Penentangan berlandaskan pengetahuan dan keyakinan tersebut Mbah Tur wujudkan dengan mempersilakan masyarakat untuk membuktikan. Ketika beliau berkhutbah dalam rangka gerhana Matahari, di tengah khutbah beliau berungkap pada jamaah.

“Jika Kalian tidak percaya, silakan buktikan! Sekarang sedang berlangsung peristiwa yang dikatakan menakutkan. Silakan keluar dan buktikan bahwa Allah tidak menciptakan bala’ atau musibah darinya! Silakan keluar dan saksikan secara langsung!” ungkap Mbah Tur mempersilakan.

Jamaah yang penasaran pun berhamburan keluar untuk menyaksikan. Setelah beberapa saat, jamaah kembali ke tempat dan terbukti ungkapan Mbah Tur tak bisa disalahkan. Tak ada musibah yang menimpa mereka. Namun Mbah Tur tetap dimintai ‘pertanggungjawaban’ oleh aparat negara.

Seperti diungkapkan sebelumnya, beliau memiliki sikap profesional dalam melakoni keseharian bersama. Berulangkali dicekal aparat negara tak membikin Mbah Tur memiliki dendam pada mereka.

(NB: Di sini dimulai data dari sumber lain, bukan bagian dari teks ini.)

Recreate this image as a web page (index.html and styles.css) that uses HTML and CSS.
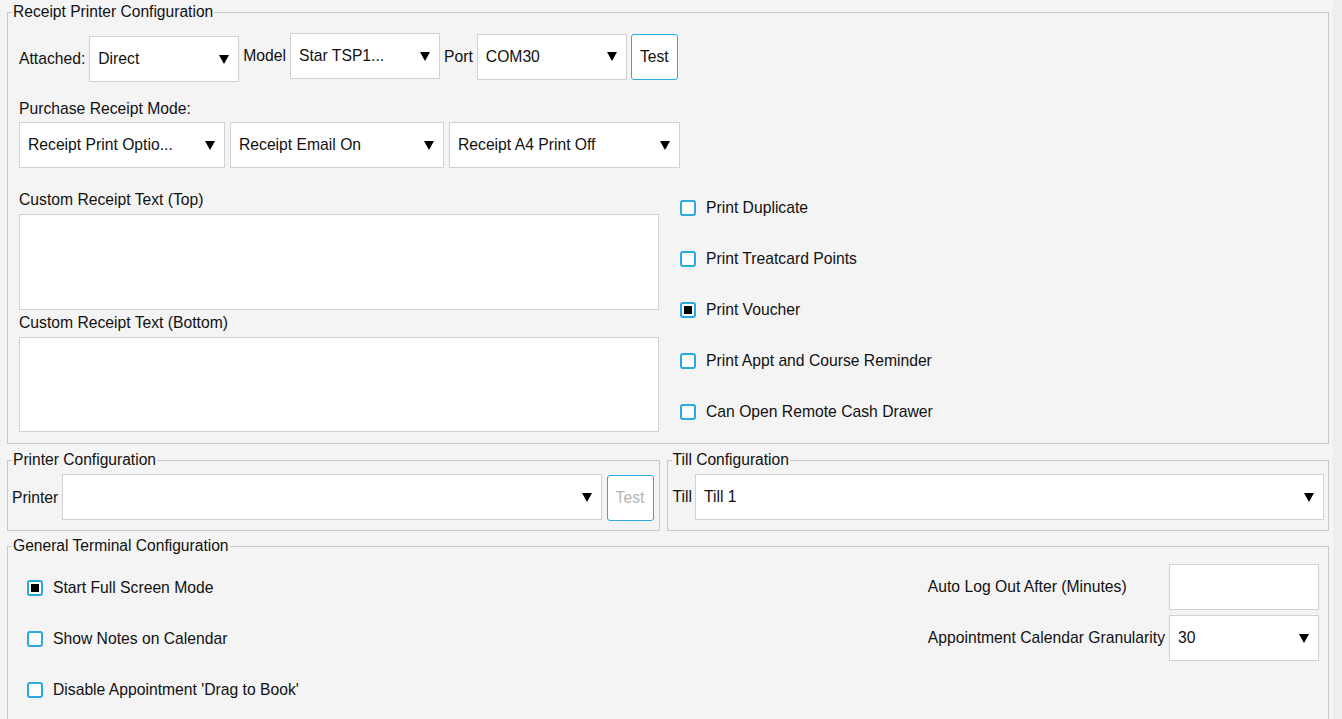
FILE: index.html
```html
<!DOCTYPE html>
<html>
<head>
<meta charset="utf-8">
<link rel="stylesheet" href="styles.css">
</head>
<body>
<div class="page">
  <fieldset class="box box-receipt">
    <legend>Receipt Printer Configuration</legend>
    <div class="receipt-body">
      <div class="row1">
        <div class="group group-attached">
          <span class="lbl">Attached:</span>
          <div class="select w-attached"><span>Direct</span><svg class="caret" viewBox="0 0 10 9"><path d="M0 0H10L5 9Z"/></svg></div>
        </div>
        <div class="group">
          <span class="lbl">Model</span>
          <div class="select w-model"><span>Star TSP1...</span><svg class="caret" viewBox="0 0 10 9"><path d="M0 0H10L5 9Z"/></svg></div>
        </div>
        <div class="group">
          <span class="lbl">Port</span>
          <div class="select w-port"><span>COM30</span><svg class="caret" viewBox="0 0 10 9"><path d="M0 0H10L5 9Z"/></svg></div>
          <button class="btn btn-top">Test</button>
        </div>
      </div>
      <div class="mode-label">Purchase Receipt Mode:</div>
      <div class="row2">
        <div class="select w-m1"><span>Receipt Print Optio...</span><svg class="caret" viewBox="0 0 10 9"><path d="M0 0H10L5 9Z"/></svg></div>
        <div class="select w-m2"><span>Receipt Email On</span><svg class="caret" viewBox="0 0 10 9"><path d="M0 0H10L5 9Z"/></svg></div>
        <div class="select w-m3"><span>Receipt A4 Print Off</span><svg class="caret" viewBox="0 0 10 9"><path d="M0 0H10L5 9Z"/></svg></div>
      </div>
      <div class="lower">
        <div class="texts">
          <div class="tlabel">Custom Receipt Text (Top)</div>
          <textarea class="tarea ta-top"></textarea>
          <div class="tlabel tlabel-2">Custom Receipt Text (Bottom)</div>
          <textarea class="tarea ta-bottom"></textarea>
        </div>
        <div class="checks">
          <div class="check"><span class="cb"></span><span>Print Duplicate</span></div>
          <div class="check"><span class="cb"></span><span>Print Treatcard Points</span></div>
          <div class="check"><span class="cb on"><i></i></span><span>Print Voucher</span></div>
          <div class="check"><span class="cb"></span><span>Print Appt and Course Reminder</span></div>
          <div class="check"><span class="cb"></span><span>Can Open Remote Cash Drawer</span></div>
        </div>
      </div>
    </div>
  </fieldset>

  <div class="mid">
    <fieldset class="box box-printer">
      <legend>Printer Configuration</legend>
      <div class="printer-body">
        <span class="lbl">Printer</span>
        <div class="select grow"><span></span><svg class="caret" viewBox="0 0 10 9"><path d="M0 0H10L5 9Z"/></svg></div>
        <button class="btn btn-disabled">Test</button>
      </div>
    </fieldset>
    <fieldset class="box box-till">
      <legend>Till Configuration</legend>
      <div class="till-body">
        <span class="lbl">Till</span>
        <div class="select grow"><span>Till 1</span><svg class="caret" viewBox="0 0 10 9"><path d="M0 0H10L5 9Z"/></svg></div>
      </div>
    </fieldset>
  </div>

  <fieldset class="box box-general">
    <legend>General Terminal Configuration</legend>
    <div class="general-body">
      <div class="gchecks">
        <div class="check"><span class="cb on"><i></i></span><span>Start Full Screen Mode</span></div>
        <div class="check"><span class="cb"></span><span>Show Notes on Calendar</span></div>
        <div class="check"><span class="cb"></span><span>Disable Appointment 'Drag to Book'</span></div>
      </div>
      <div class="gfields">
        <span class="lbl">Auto Log Out After (Minutes)</span>
        <div class="input"></div>
        <span class="lbl">Appointment Calendar Granularity</span>
        <div class="select"><span>30</span><svg class="caret" viewBox="0 0 10 9"><path d="M0 0H10L5 9Z"/></svg></div>
      </div>
    </div>
  </fieldset>
</div>
</body>
</html>
```
FILE: styles.css
```css
* { box-sizing: border-box; }
html, body {
  margin: 0;
  padding: 0;
  height: 100%;
  overflow: hidden;
}
body {
  background: #eeeeee;
  font-family: "Liberation Sans", Arial, sans-serif;
  font-size: 15.7px;
  color: #111;
}
.page {
  width: 1333px;
  height: 719px;
  background: #f4f4f4;
  padding: 3px 4px 0 7px;
  display: flex;
  flex-direction: column;
}
.box {
  margin: 0;
  padding: 0;
  border: 1px solid #c9c9c9;
  min-width: 0;
}
.box legend {
  margin-left: 4px;
  padding: 0 1px;
  font-size: 15.6px;
  line-height: 18px;
  color: #111;
}
.lbl {
  white-space: nowrap;
  line-height: 18px;
}

/* select-like control */
.select {
  height: 46px;
  background: #fff;
  border: 1px solid #d2d2d2;
  display: flex;
  align-items: center;
  justify-content: space-between;
  padding: 0 9px 0 8px;
  white-space: nowrap;
  color: #111;
}
.caret {
  width: 10px;
  height: 9px;
  flex: 0 0 auto;
  fill: #000;
}
.input {
  height: 46px;
  background: #fff;
  border: 1px solid #d2d2d2;
}
.btn {
  font-family: "Liberation Sans", Arial, sans-serif;
  font-size: 15.7px;
  width: 47px;
  height: 46px;
  padding: 0;
  background: #fff;
  border: 1px solid #2ea9e3;
  border-radius: 3px;
  color: #111;
}
.btn-disabled {
  color: #b5b5b5;
  margin-top: 1px;
}

/* receipt printer */
.box-receipt { width: 1322px; }
.receipt-body {
  padding: 12px 11px 8px 11px;
}
.row1 {
  display: flex;
  align-items: flex-start;
  gap: 4px;
}
.group {
  display: flex;
  align-items: center;
  gap: 4px;
}
.group-attached { margin-top: 3px; }
.w-attached { width: 150px; }
.w-model { width: 150px; }
.w-port { width: 150px; }
.btn-top { margin-top: 1px; }
.mode-label {
  margin-top: 18px;
  line-height: 18px;
}
.row2 {
  display: flex;
  gap: 5px;
  margin-top: 4px;
}
.w-m1 { width: 206px; }
.w-m2 { width: 214px; }
.w-m3 { width: 231px; }
.lower {
  display: flex;
  margin-top: 17px;
  gap: 21px;
}
.texts {
  width: 640px;
  display: flex;
  flex-direction: column;
  padding-top: 6px;
}
.tlabel {
  line-height: 18px;
  margin-bottom: 5px;
}
.tlabel-2 { margin-top: 4px; }
.tarea {
  display: block;
  width: 640px;
  background: #fff;
  border: 1px solid #d2d2d2;
  resize: none;
  margin: 0;
  padding: 0;
  outline: none;
}
.ta-top { height: 96px; }
.ta-bottom { height: 95px; }
.checks, .gchecks {
  display: flex;
  flex-direction: column;
  gap: 5px;
}
.gchecks { margin-top: 1px; }
.check {
  height: 46px;
  display: flex;
  align-items: center;
  gap: 10px;
  white-space: nowrap;
  color: #111;
}
.cb {
  width: 16px;
  height: 16px;
  border: 2px solid #2aa8e2;
  border-radius: 3px;
  background: #fff;
  display: flex;
  align-items: center;
  justify-content: center;
  flex: 0 0 auto;
}
.cb i {
  display: block;
  width: 8px;
  height: 8px;
  background: #000;
}

/* middle row */
.mid {
  display: flex;
  gap: 7px;
  margin-top: 7px;
}
.box-printer { width: 653px; }
.box-till { width: 663px; }
.printer-body {
  display: flex;
  align-items: flex-start;
  gap: 4px;
  padding: 5px 5px 9px 4px;
}
.printer-body .lbl, .till-body .lbl { align-self: center; }
.grow { flex: 1 1 auto; }
.printer-body .btn { margin-left: 1px; }
.till-body {
  display: flex;
  align-items: center;
  gap: 3px;
  padding: 5px 4px 9px 5px;
}

/* general */
.box-general {
  width: 1322px;
  flex: 1 0 auto;
  margin-top: 6px;
}
.general-body {
  display: flex;
  justify-content: space-between;
  align-items: flex-start;
  padding: 9px 9px 20px 19px;
}
.gfields {
  display: grid;
  grid-template-columns: auto 150px;
  grid-auto-rows: 46px;
  column-gap: 4px;
  row-gap: 5px;
  align-items: center;
}
.gfields .input, .gfields .select { width: 150px; }
```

Ketika kebijakan aparat negara selaras dengan nurani beliau, dengan sepenuh hati beliau memberikan dukungan. Salah satu contohnya ialah dukungan beliau terhadap kebijakan pencatatan nikah oleh negara.

Mbah Tur mendukung kebijakan ini terus menerus bahkan hingga usia senja. Beliau memang dikenal getol menentang praktik pernikahan sirri walau sebagian kalangan menganggap perkara ini sah menurut aturan agama.

Mbah Tur berpendapat bahwa selama kebijakan aparat negara berpijak pada kemaslahatan bersama tanpa bertentangan dengan hal mendasar dalam agama, seluruh masyarakat harus menaatinya.

Dengan demikian, ketika umat Islam menaatinya, berarti menaati peraturan Allah. Kosok balinya ketika umat Islam melakukan pembangkangan terhadapnya, sama saja melakukan kemaksiatan terhadap Allah.